Comenzamos bien el milenio, parecía que las cosas iban a cambiar; escuchamos discursos sobre la imprescindible ética que contenían propósitos de enmienda. El mundo se globalizaba y eso era bueno. Europa llevaba camino de ser una sola, España marchaba hacia la rica felicidad. Naturalmente nos lo creímos, pero unos años han servido para demostrarnos que se trataba de una errata perceptiva. Estamos desorientados por haber perdido tan pronto aquella ilusión, después de haber escuchado tantos deseos y conocer los planes de mejora colectiva que se escribieron. De esta manera se trastocó la esencia verdadera de cualquier discurso socializador: todos somos uno, el uno lo formamos todos. Seguro que si hubiera una criatura universal, un alma colectiva, no querría ser así: una aburrida repetición de indecisiones y seguridades, de castigos no provocados, de deseos frustrados en múltiples regiones o países.

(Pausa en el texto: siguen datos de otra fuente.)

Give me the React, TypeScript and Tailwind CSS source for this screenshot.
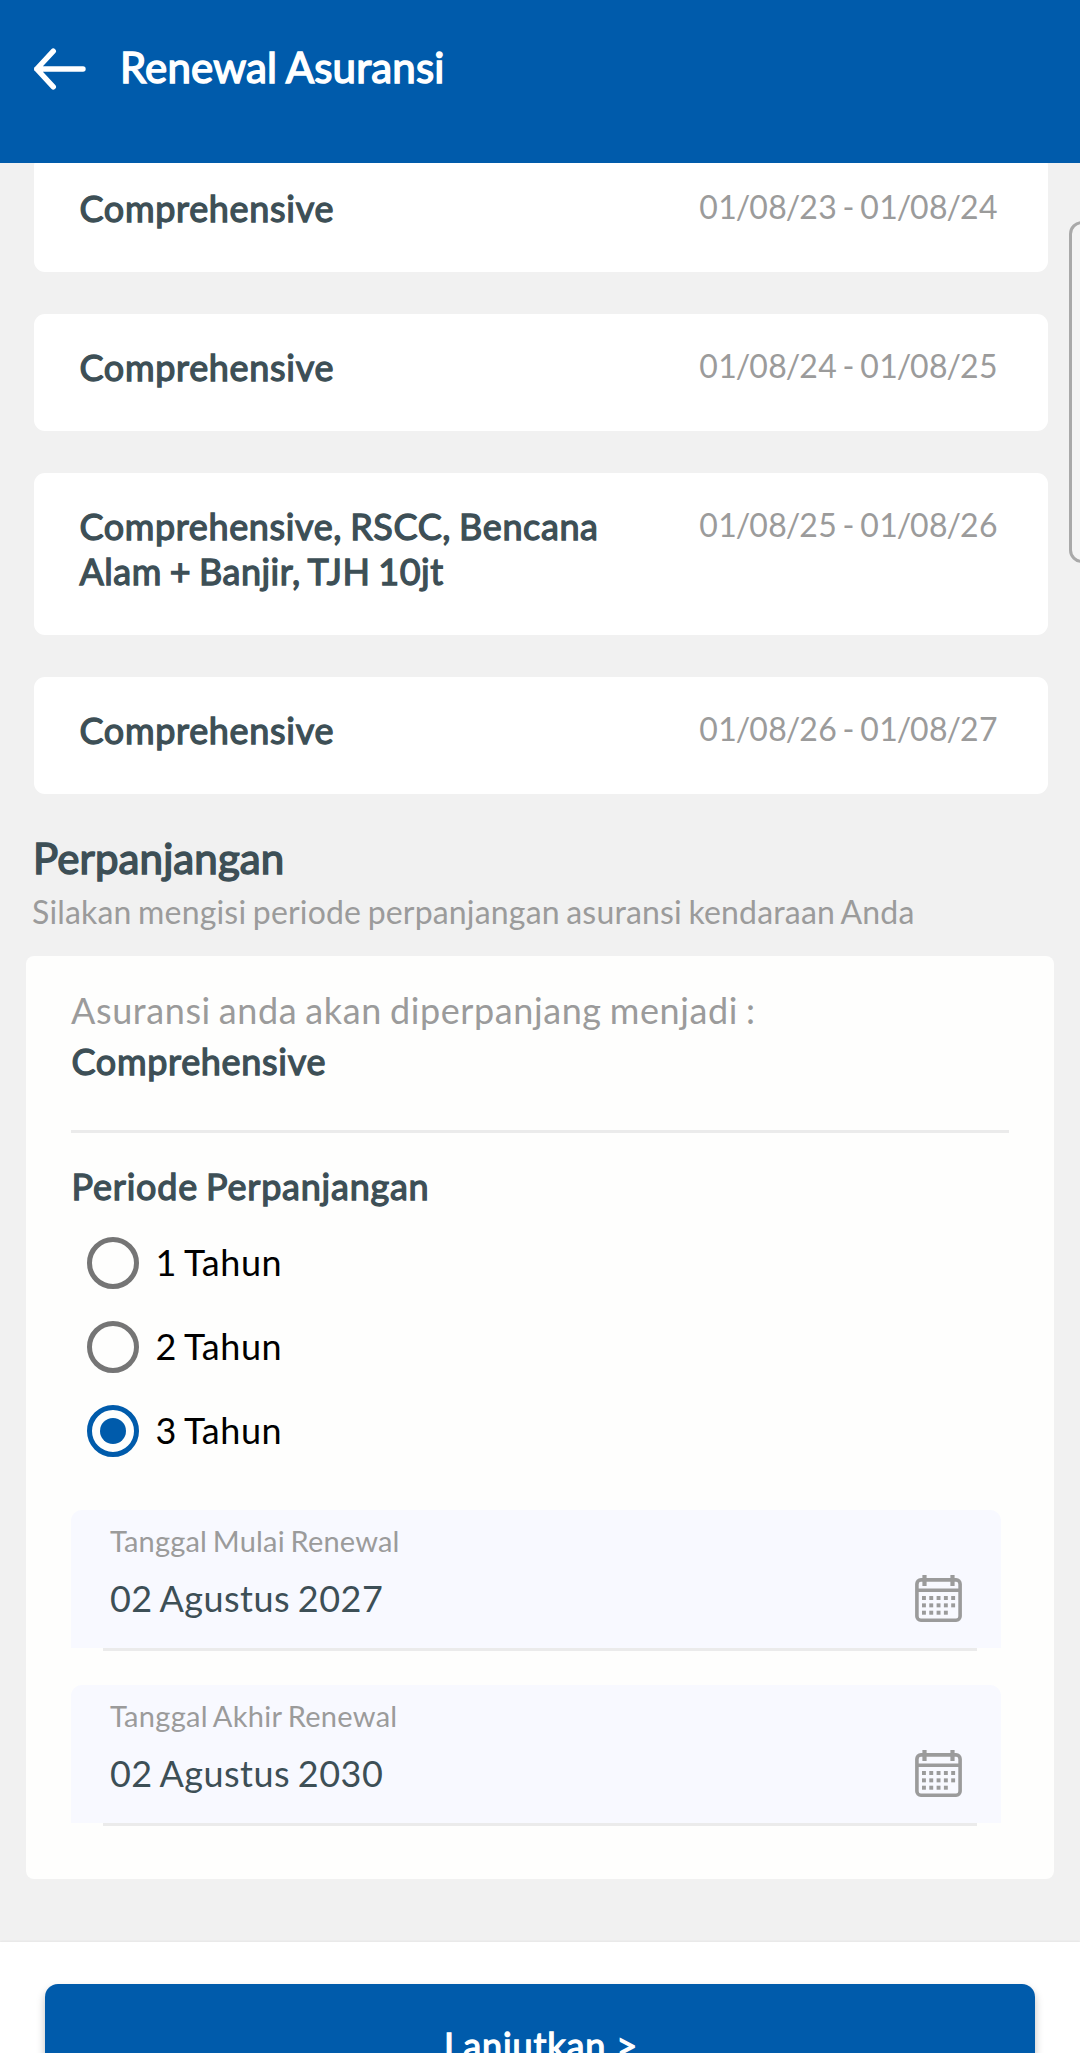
const policies = [
  { lines: [{ text: "Comprehensive", tracking: "tracking-[0.68px]" }], start: "01/08/23", end: "01/08/24" },
  { lines: [{ text: "Comprehensive", tracking: "tracking-[0.68px]" }], start: "01/08/24", end: "01/08/25" },
  {
    lines: [
      { text: "Comprehensive, RSCC, Bencana", tracking: "tracking-[0.62px]" },
      { text: "Alam + Banjir, TJH 10jt", tracking: "tracking-[0.5px]" },
    ],
    start: "01/08/25",
    end: "01/08/26",
  },
  { lines: [{ text: "Comprehensive", tracking: "tracking-[0.68px]" }], start: "01/08/26", end: "01/08/27" },
];

const periods = ["1 Tahun", "2 Tahun", "3 Tahun"];

function BackArrow() {
  return (
    <svg className="mt-[46px] ml-[32px] h-[46px] w-[56px]" viewBox="0 0 56 46" fill="none" stroke="white" strokeWidth="5.4" strokeLinecap="round" strokeLinejoin="round">
      <path d="M51 23H4.7M21.3 5.2L4.7 23L21.3 40.8" />
    </svg>
  );
}

function CalendarIcon() {
  const dots = [0, 1, 2].flatMap((r) => [0, 1, 2, 3, 4].filter((c) => r < 2 || c < 4).map((c) => ({ r, c })));
  return (
    <svg className="mt-[65px] mr-[39px] h-[47px] w-[47px] shrink-0" viewBox="0 0 47 47" fill="none">
      <rect x="1.9" y="4.9" width="43.2" height="40.3" rx="4" stroke="#9b9b9b" strokeWidth="3.6" />
      <path d="M2 15.3H45" stroke="#9b9b9b" strokeWidth="3.5" />
      <path d="M9.5 0V11M37.5 0V11" stroke="#9b9b9b" strokeWidth="4.2" />
      {dots.map(({ r, c }) => (
        <rect key={`${r}-${c}`} x={7 + c * 7.3} y={21 + r * 7.35} width="3.9" height="4" fill="#9b9b9b" />
      ))}
    </svg>
  );
}

/* A date whose slashes are kerned tightly against the digits. */
function SlashDate({ date }: { date: string }) {
  return (
    <>
      {date.split("/").map((part, i) => (
        <span key={i}>
          {i > 0 && <span className="-mx-[1.5px]">/</span>}
          {part}
        </span>
      ))}
    </>
  );
}

function DateField({ label, value, tracking }: { label: string; value: string; tracking: string }) {
  return (
    <div className="w-[930px]">
      <div className="flex h-[138px] justify-between rounded-t-[11px] bg-[#f8f9ff]">
        <div className="pt-[13px] pl-[39px]">
          <p className={`text-[29px] leading-[35px] text-[#9b9b9b] ${tracking}`}>{label}</p>
          <p className="mt-[18px] text-[36px] leading-[44px] tracking-[0.47px] text-[#3d4f56]">{value}</p>
        </div>
        <CalendarIcon />
      </div>
      <div className="mr-[24px] ml-[32px] h-[3px] bg-[#ebebeb]" />
    </div>
  );
}

export default function App() {
  return (
    <div className="relative flex h-[2053px] w-[1080px] flex-col overflow-hidden bg-[#f1f1f1] font-[Lato,sans-serif] whitespace-nowrap [word-spacing:-1.8px]">
      <header className="z-10 flex h-[163px] shrink-0 items-start bg-[#005bab]">
        <BackArrow />
        <h1 className="mt-[42px] ml-[32px] text-[42px] leading-[50px] font-normal tracking-[0.16px] text-white [word-spacing:-1px] [-webkit-text-stroke:1.5px_currentColor]">Renewal Asuransi</h1>
      </header>

      <section className="-mt-[8px] mr-[32px] ml-[34px] flex flex-col gap-[42px]">
        {policies.map((p) => (
          <article key={p.start} className="flex justify-between rounded-[11px] bg-white pt-[31px] pr-[50px] pb-[41px] pl-[45.5px]">
            <div className="text-[36px] leading-[45px] text-[#3d4f56] [-webkit-text-stroke:1.3px_currentColor]">
              {p.lines.map((l) => (
                <p key={l.text} className={l.tracking}>{l.text}</p>
              ))}
            </div>
            <p className="mt-px h-[39px] text-[32px] leading-[39px] tracking-[0.44px] text-[#9b9b9b]">
              <SlashDate date={p.start} />
              <span className="-mx-[1.5px]"> - </span>
              <SlashDate date={p.end} />
            </p>
          </article>
        ))}
      </section>

      <h2 className="mt-[39px] ml-[33px] text-[42px] leading-[50px] font-normal tracking-[0.12px] text-[#3d4f56] [-webkit-text-stroke:1.5px_currentColor]">Perpanjangan</h2>
      <p className="mt-[9px] ml-[32px] text-[32px] leading-[39px] tracking-[0.17px] text-[#9b9b9b]">Silakan mengisi periode perpanjangan asuransi kendaraan Anda</p>

      <section className="mt-[25px] mr-[26px] ml-[26px] h-[923px] shrink-0 rounded-[8px] bg-[#fefefd] pt-[32px] pl-[45px]">
        <p className="text-[36px] leading-[44px] tracking-[0.6px] text-[#9b9b9b]">Asuransi anda akan diperpanjang menjadi :</p>
        <p className="mt-[7px] pl-[0.5px] text-[36px] leading-[44px] tracking-[0.68px] text-[#3d4f56] [-webkit-text-stroke:1.3px_currentColor]">Comprehensive</p>
        <div className="mt-[47px] h-[3px] w-[938px] bg-[#ebebeb]" />
        <p className="mt-[31px] pl-[0.6px] text-[36px] leading-[44px] tracking-[0.76px] text-[#3d4f56] [-webkit-text-stroke:1.3px_currentColor]">Periode Perpanjangan</p>
        <div className="mt-[13px] flex flex-col" role="radiogroup">
          {periods.map((label) => {
            const checked = label === "3 Tahun";
            return (
              <label key={label} className="flex h-[84px] items-center gap-[16.5px] pl-[15.5px]">
                <span className={`flex size-[52.6px] items-center justify-center rounded-full border-[5px] ${checked ? "border-[#005bab]" : "border-[#757575]"}`}>
                  {checked && <span className="size-[26.6px] rounded-full bg-[#005bab]" />}
                </span>
                <span className="pb-[2px] text-[36px] leading-[44px] tracking-[0.6px] text-black">{label}</span>
              </label>
            );
          })}
        </div>
        <div className="mt-[37px] flex flex-col gap-[34px]">
          <DateField label="Tanggal Mulai Renewal" value="02 Agustus 2027" tracking="tracking-[0.18px]" />
          <DateField label="Tanggal Akhir Renewal" value="02 Agustus 2030" tracking="tracking-[0.3px]" />
        </div>
      </section>

      <footer className="mt-[63px] h-[111px] shrink-0 bg-white px-[45px] pt-[42px] shadow-[0_-1px_2px_rgba(0,0,0,0.05)]">
        <button className="flex h-[132px] w-[990px] items-start justify-center rounded-[13px] bg-[#005bab] pt-[39px] pl-[2px] text-[36px] leading-[44px] tracking-[0.87px] text-white shadow-[0_5px_8px_rgba(0,0,0,0.25)] [-webkit-text-stroke:1.3px_currentColor]">Lanjutkan &gt;</button>
      </footer>

      <div className="absolute top-[221px] left-[1069px] h-[342px] w-[40px] rounded-[13px] border-[3px] border-[#a9a9a9] bg-[#f4f4f4]" />
    </div>
  );
}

La esperanza renació cuando sentimos que las nuevas tecnologías habían intercomunicado al mundo por medio de redes y televisiones, pero al poco tiempo vimos que las conexiones aumentaron tanto que debilitaron las relaciones humanas. En ese momento hubo gente inquieta que se paró a pensar sobre la realidad diaria: en qué términos vemos al ciudadano del piso de al lado, al que nos atiende cuando compramos, incluso a los individuos que nos cruzamos por la calle y tienen distinta pinta o color de piel. Nos hizo ver que a poco que nos despistemos nos relacionamos en zonas equívocas, pues gestos, silencios o frases hechas irán cargados, en dosis difíciles de mezclar, bien de afecto o desprecio, reconocimiento o indiferencia, proximidad o alejamiento. Esa buena gente nos avisó de que algún prejuicio nos puede estropear la relación, de que la desconexión puede convertirse en desánimo, de que si se generaliza no es extraño que acabe en exclusión social.

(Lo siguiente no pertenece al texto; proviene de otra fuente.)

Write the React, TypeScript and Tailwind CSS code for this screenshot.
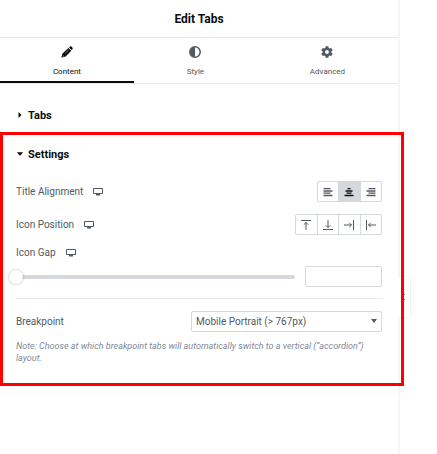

Quisimos proyectar un mundo feliz pero no lo percibimos acabado, tampoco en España. Pese a la puesta en marcha de mecanismos innovadores, como rentas básicas, ámbitos de participación y otros remiendos socializadores, los resultados, al menos a corto plazo, parecen insuficientes, según dicen las encuestas del INE o del Banco Mundial si miramos más lejos. Será porque la tarea de aminorar desigualdades era ingente, o porque no se han dedicado ni intervenciones convencidas ni los adecuados recursos.

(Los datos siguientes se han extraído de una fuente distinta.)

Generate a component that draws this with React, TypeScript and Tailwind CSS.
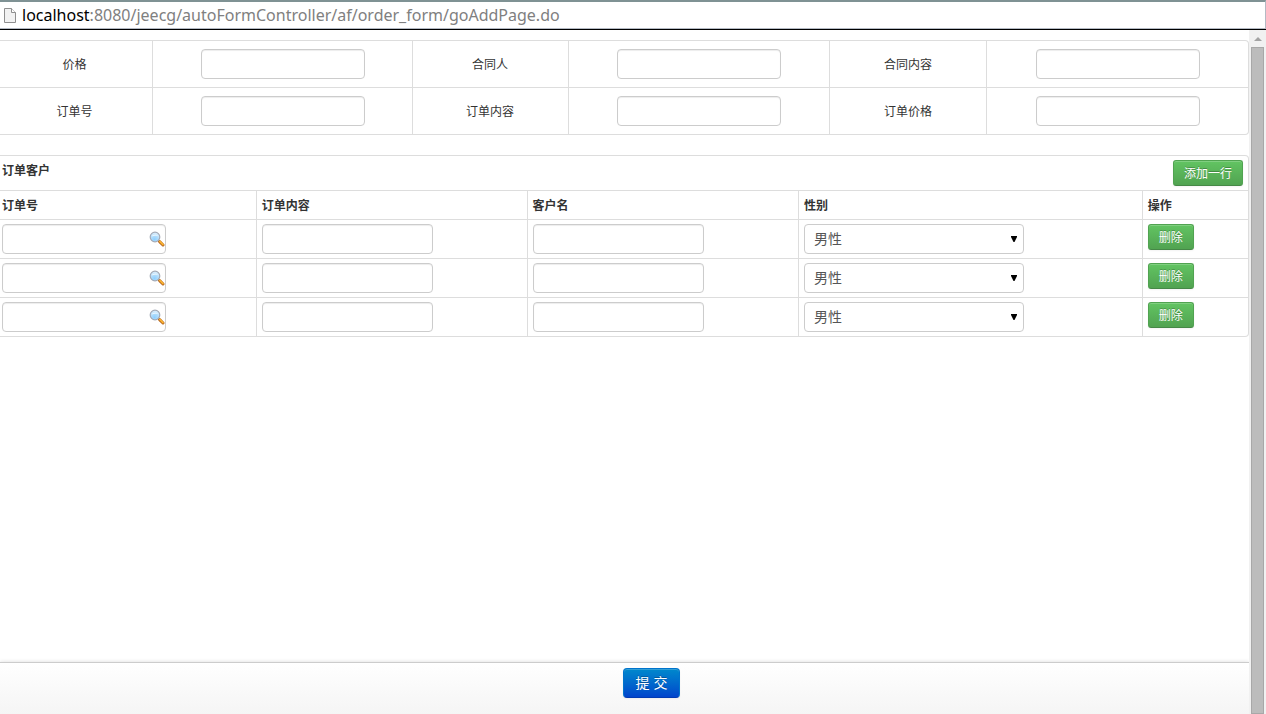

Echemos una mirada a Europa, en donde muchos países se bunkerizan cada día más. Tras el desajuste político español y europeo en cuestiones de vida colectiva, nuestras emociones y deseos deambulan estos años con el paso cambiado. Adoptan la forma de esperas anímicas o desconfianzas. Tales dudas nos llevan a preguntarnos qué es lo que hay por ahí que estropea las relaciones. Si se consolidan esas crecientes desconexiones, las políticas erróneas y las progresivas prácticas de exclusividad o xenofobia en Europa pueden hacer tambalear lo que tanto costó acordar en forma de creencia: todos somos uno, o al menos lo seremos con el tiempo. Lograr reducir, aunque sea poco a poco, las diferencias sociales requiere replantear la realidad política y personal.
De vez en cuando, la gente se anima: la mera posibilidad de que algo sea mejor da otro aire a la vida corriente. Además, es bueno mejorar la realidad de los que viven peor porque nos enriquecerá su rebote afectivo; casi diría que no podemos prescindir de él. Debemos vencer indiferencias, actitudes pasivas o desganas. Unámonos a algún ídolo social, valen lo mismo personas que organizaciones, que nos recuerde que es conveniente tener presente que más allá de la frontera de nuestra vida, siempre extraordinaria y a la vez vulgar, hay otras regiones de felicidad cercanas, basadas en franquezas, a las que llegamos cuando logramos restablecer el verdadero patrón de las relaciones con los demás. Hemos de intentarlo. Luego, si no da resultado o no se tomó el rumbo adecuado, cabe cambiar de recorrido; de poco sirven la decepción y el lamento perpetuos. No suena a fábula perseguir la utopía porque las fallas de la realidad admiten muchas enmiendas, aunque el deseo se tenga que adornar de fantasías para lograrla, por más que a algunos les parezca que todo va bien. El futuro global se construye a base de diversas realidades que se complementan, que nos necesitan.
- Publicado en Heraldo de Aragón, pág. 23, el 22 de noviembre de 2016.